The Circle opened up the poetry space to people from other professions. Prabhanjan Mishra, a customs officer, and Marilyn Noronha, a banker, both active members in the early days, went on to become published poets.
In the 1990s, a new group of poets—Hoskote, Jerry Pinto and Arundhathi Subramaniam—took the responsibility of running Poetry Circle and expanded its activities to discussions and workshops. The spirit of collaboration and interest in each other’s work continued. “While we were poets in the making, we weren’t poets on the make,” Subramaniam, who now lives in New Delhi, wrote in an essay for an Italian poetry award lecture. “There was little careerism and one-upmanship. Our conversations weren’t just about how to be published and where to be reviewed. Instead, we devoured other poets and subjected our own work to minute workshop critique.”
By the early 2000s, the Poetry Circle was on the wane, but several other writers’ and poets’ groups began to take its place. Jussawalla founded a group called Loquations that would meet at the sunken garden of the National Centre for the Performing Arts to analyse poems. Loquations also organized some readings, and a look at the programme of a 2000 event is a revelation of the continuity that has existed in the city’s anglophone poets’ community. Names from the 1960s and 1970s, such as Moraes and Kolatkar, feature next to those from the 1990s. When, in 2004, Ezekiel, Moraes and Kolatkar died, the number of words written in eulogies by fellow Bombay poets could form an archive of their own.
“All you need to share your poetry is a piece of paper,” is Jussawalla’s pragmatic explanation of why Bombay poets have always been drawn to each other. Robertson says they seek security in numbers. But feedback from other poets was not always flattering. Moraes, in the 2004 obituary, recollected that Ezekiel had initially told him to stop writing poetry and focus on short stories.
“There was no handholding when poets of my generation gave their work to Nissim, Dom or Adil,” Hoskote says. “You were expected to be able to take criticism.” In the early days of Poetry Circle, there were loud boos when a poet read work that was too raw. Even when it comes to styles and subjects of poetry, mentors and pupils have had divergent views. When you read the English poetry that has come out of the city in the past 50 years, you wouldn’t guess its writers have been so closely linked.
What, perhaps, causes poets to seek their own kind, even at risk of rejection, is a respect for the craft itself. Poets over the years have been able to appreciate verses that differ completely in style and metre from their own.
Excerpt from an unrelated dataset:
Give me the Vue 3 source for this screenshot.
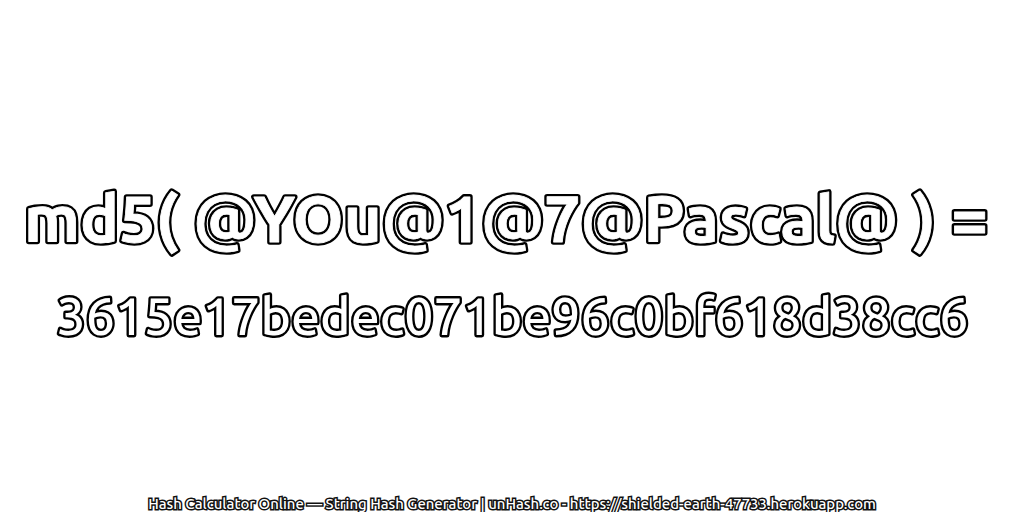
<script setup>
const first = 'md5( @YOu@1@7@Pascal@ ) ='
const second = '3615e17bedec071be96c0bf618d38cc6'
</script>

<template>
  <div class="page">
    <main class="center">
      <svg class="line first" width="1024" height="64" viewBox="0 0 1024 64">
        <text class="outline" x="506" y="56">{{ first }}</text>
        <text class="inner" x="506" y="56" aria-hidden="true">{{ first }}</text>
      </svg>
      <svg class="line second" width="1024" height="64" viewBox="0 0 1024 64">
        <text class="outline" x="512.5" y="51">{{ second }}</text>
        <text class="inner" x="512.5" y="51" aria-hidden="true">{{ second }}</text>
      </svg>
    </main>
    <footer class="foot">Hash Calculator Online — String Hash Generator | unHash.co - https://shielded-earth-47733.herokuapp.com</footer>
  </div>
</template>

<style>
html, body { margin: 0; background: #fff; }
</style>
<style scoped>
.page { width: 1024px; height: 512px; display: flex; flex-direction: column; align-items: center; background: #fff; font-family: Ubuntu, "Open Sans", "Noto Sans", sans-serif; overflow: hidden; }
.center { flex: 1; display: flex; flex-direction: column; justify-content: center; align-items: center; gap: 34px; padding-top: 38px; }
.line { display: block; overflow: visible; }
.line text { text-anchor: middle; stroke-linejoin: round; white-space: pre; }
.first text { font-size: 65px; font-weight: 700; }
.second text { font-size: 51.7px; font-weight: 500; }
.outline { fill: #000; stroke: #000; stroke-width: 5.6px; }
.inner { fill: #fff; stroke: #fff; stroke-width: 0.8px; }
.second .outline { stroke-width: 4.8px; }
.second .inner { fill: #fff; stroke: none; }
.foot { font-size: 14.9px; line-height: 16px; font-weight: 500; color: #fff; -webkit-text-stroke: 3px #111; paint-order: stroke fill; white-space: nowrap; }
</style>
Also, poets find each other to escape the loneliness that writing poetry can often spawn. “It made us much less self-indulgent, less prone to solitary delusions of grandeur and despair,” Subramaniam says of Poetry Circle.
In the 2000s, a large part of the city’s poetry community shifted online, exchanging work and views on forums such as Caferati. Already, new names appear to be entering the genealogy of anglophone poets. Robertson was joined at the 2015 Kala Ghoda Hope Street Poets reading by Rochelle Potkar, another young city poet who has been part of events organized by Cappuccino Readings. They stood on the same stage as poets such as Jussawalla and Keki N. Daruwalla, men who had influenced their influences, and mentored their mentors.